The rate of interest for Fixed Deposits differs  from bank to bank (unlike earlier when the same were regulated by RBI and all banks used to have the same interest rate structure.   The present trends indicate that private sector and foreign banks offer higher rate of interest.

Non Performing Asset
Non Performing Asset means an asset or account of borrower, which has been classified by a bank or financial institution as sub-standard, doubtful or loss asset in accordance with the directions or guidelines relating to asset classification issued by RBI
An asset, including a leased asset, becomes non-performing when it ceases to generate income for the bank. A non performing asset (NPA) is a loan or an advance where;
(i) Interest and/ or instalment of principal remain overdue for a period of more than 90 days in respect of a term loan,
(ii) The  account  remains  ‘out  of  order’  in  respect  of  an  Overdraft/Cash  Credit (OD/CC), if the outstanding balance remains continuously in excess of the sanctioned limit/drawing power. In cases where the outstanding balance in the principal operating account is less than the sanctioned limit / drawing power, but there are no credits continuously for 90 days as on the date of Balance Sheet or credits are not enough to cover the interest debited during the same period, these accounts should be treated as 'out of order'.

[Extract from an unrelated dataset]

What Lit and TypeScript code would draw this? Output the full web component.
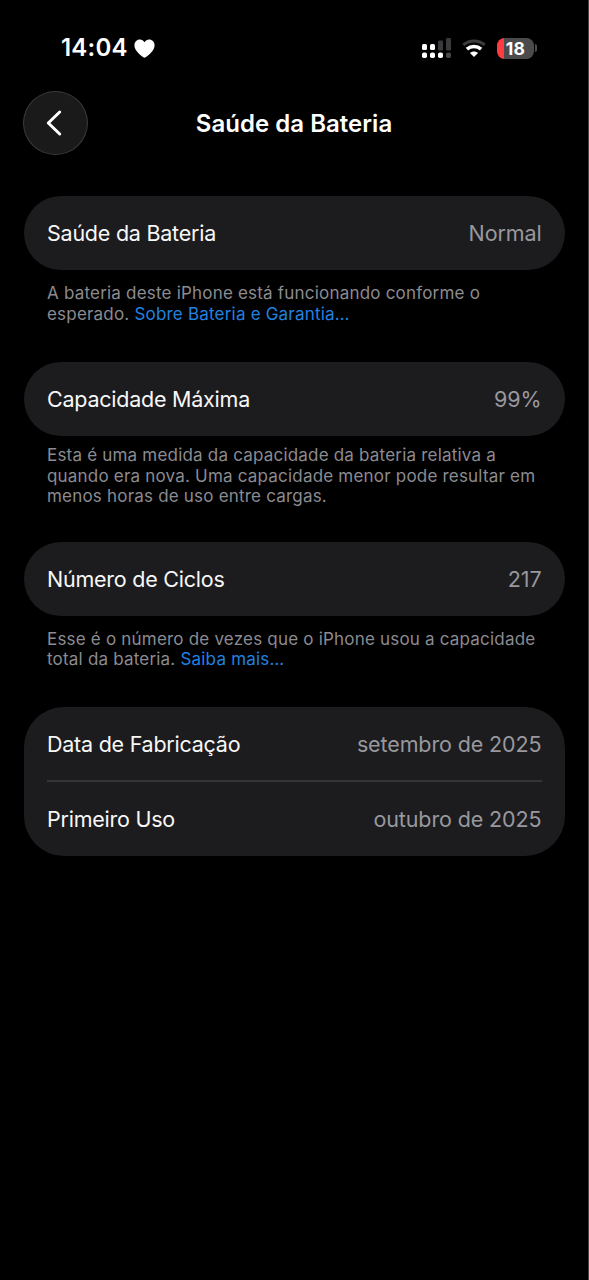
import { LitElement, html, css, svg } from "lit";
import { customElement, property } from "lit/decorators.js";

@customElement("status-bar")
class StatusBar extends LitElement {
  static styles = css`
    :host { display: flex; height: 91px; box-sizing: border-box; padding: 34px 51px 0 61px; align-items: flex-start; justify-content: space-between; }
    .side { display: flex; align-items: center; height: 28px; }
    .time { font-size: 24px; font-weight: 600; letter-spacing: 0.2px; line-height: 28px; color: #fff; }
    .heart { margin-left: 6px; }
    .wifi { margin: 0 11px 0 11px; }
    svg { display: block; }
    .battery { display: flex; align-items: center; gap: 1px; }
    .cell { width: 37px; height: 21px; border-radius: 7.5px; display: flex; align-items: center; justify-content: center; background: linear-gradient(90deg, #ff3b3f 0 7px, #4b4b4d 7px); color: #fff; font-size: 17.5px; font-weight: 700; letter-spacing: 0.2px; line-height: 21px; }
    .tip { width: 2px; height: 8px; border-radius: 0 2px 2px 0; background: #4b4b4d; }
  `;
  render() {
    return html`
      <div class="side">
        <span class="time">14:04</span>
        <svg class="heart" width="21" height="19" viewBox="0 0 21 19"><path fill="#fff" d="M10.5 18.7C9.8 18.7 0.4 12.8 0.4 6.3C0.4 2.8 2.8 .4 5.8 .4C7.9 .4 9.6 1.5 10.5 3.3C11.4 1.5 13.1 .4 15.2 .4C18.2 .4 20.6 2.8 20.6 6.3C20.6 12.8 11.2 18.7 10.5 18.7Z"/></svg>
      </div>
      <div class="side">
        <svg width="29" height="21" viewBox="0 0 29 21">
          ${[0, 8, 16, 24].map((x, i) => svg`<rect x=${x} y="14.5" width="5" height="5.5" rx="1.8" fill=${i < 3 ? "#fff" : "#48484a"}/>`)}
          <rect x="0" y="6" width="5" height="6" rx="1.5" fill="#fff"/>
          <rect x="8" y="6" width="5" height="6" rx="1.5" fill="#fff"/>
          <rect x="16" y="2.5" width="5" height="10" rx="1.3" fill="#3a3a3c"/>
          <rect x="24" y="0" width="5" height="12.5" rx="1.3" fill="#3a3a3c"/>
        </svg>
        <svg class="wifi" width="24" height="18" viewBox="0 0 24 18" fill="none">
          <path d="M1.3 5.8C7.3 .6 16.7 .6 22.7 5.8" stroke="#3c3c3e" stroke-width="3"/>
          <path d="M4.9 10.1C9 6.5 15 6.5 19.1 10.1" stroke="#fff" stroke-width="3.5"/>
          <path d="M12 18L8 14C10.3 12 13.7 12 16 14Z" fill="#fff"/>
        </svg>
        <div class="battery"><div class="cell">18</div><div class="tip"></div></div>
      </div>`;
  }
}

@customElement("nav-header")
class NavHeader extends LitElement {
  static styles = css`
    :host { display: grid; grid-template-columns: 65px 1fr 65px; align-items: center; padding: 0 23px; height: 64px; }
    .back { width: 65px; height: 64px; box-sizing: border-box; border: 1px solid #3b3b3d; border-radius: 50%; background: #1a1a1b; display: flex; align-items: center; justify-content: center; padding: 0 3px 0 0; }
    h1 { margin: 0; padding-top: 2px; text-align: center; color: #fff; font-size: 24px; line-height: 30px; font-weight: 600; letter-spacing: 0.03px; }
  `;
  render() {
    return html`
      <button class="back" aria-label="Voltar">
        <svg width="18" height="28" viewBox="0 0 18 28" fill="none"><path d="M14.7 3L3.3 14L14.7 25" stroke="#fff" stroke-width="3" stroke-linecap="round" stroke-linejoin="round"/></svg>
      </button>
      <h1>Saúde da Bateria</h1>`;
  }
}

@customElement("info-row")
class InfoRow extends LitElement {
  @property() label = "";
  @property() value = "";
  static styles = css`
    :host { display: flex; justify-content: space-between; align-items: center; height: 74px; font-size: 21.5px; line-height: 30px; }
    .label { color: #f7f7f8; letter-spacing: -0.24px; }
    .value { color: #98989e; letter-spacing: -0.12px; }
  `;
  render() {
    return html`<span class="label">${this.label}</span><span class="value">${this.value}</span>`;
  }
}

@customElement("app-root")
class AppRoot extends LitElement {
  static styles = css`
    :host { display: block; box-sizing: border-box; width: 589px; height: 1280px; background: #000; border-right: 1px solid #454545; font-family: Inter, "Liberation Sans", sans-serif; overflow: hidden; }
    main { padding: 41px 23px 0 23.5px; }
    .card { background: #1c1c1e; border-radius: 37px; padding: 0 23.5px; }
    .dates { height: 149px; border-radius: 40px; }
    .dates info-row:first-child { height: 73px; padding-top: 0.5px; box-sizing: border-box; }
    .divider { height: 1.5px; background: #343436; }
    p { margin: 0; padding: 0 24px 0 23.5px; color: #8b8b90; font-size: 17px; line-height: 20.5px; letter-spacing: 0.2px; white-space: nowrap; }
    .status { height: 78.5px; padding-top: 13px; }
    .capacity { height: 96.5px; padding-top: 9.5px; }
    .cycles { height: 78.5px; padding-top: 13px; }
    a { color: #2082e0; text-decoration: none; }
  `;
  render() {
    return html`
      <status-bar></status-bar>
      <nav-header></nav-header>
      <main>
        <div class="card"><info-row label="Saúde da Bateria" value="Normal"></info-row></div>
        <p class="status">A bateria deste iPhone está funcionando conforme o<br>esperado. <a>Sobre Bateria e Garantia…</a></p>
        <div class="card"><info-row label="Capacidade Máxima" value="99%"></info-row></div>
        <p class="capacity">Esta é uma medida da capacidade da bateria relativa a<br>quando era nova. Uma capacidade menor pode resultar em<br>menos horas de uso entre cargas.</p>
        <div class="card"><info-row label="Número de Ciclos" value="217"></info-row></div>
        <p class="cycles">Esse é o número de vezes que o iPhone usou a capacidade<br>total da bateria. <a>Saiba mais…</a></p>
        <div class="card dates">
          <info-row label="Data de Fabricação" value="setembro de 2025"></info-row>
          <div class="divider"></div>
          <info-row label="Primeiro Uso" value="outubro de 2025"></info-row>
        </div>
      </main>`;
  }
}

(iii)   The bill remains overdue for a period of more than 90 days in the case of bills purchased and discounted,
(iv) The instalment of principal or interest thereon remains overdue for two crop seasons for short duration crops,
(v) The instalment of principal or interest thereon remains overdue for one Crop season for long duration crops,
(vi) The amount of liquidity facility remains outstanding for more than 90 days, in respect of a securitisation transaction undertaken in terms of guidelines on securitisation dated February 1, 2006.
(vii) In respect of derivative transactions, the overdue receivables representing positive mark-to-market value of a derivative contract, if these remain unpaid for a period of 90 days from the specified due date for payment.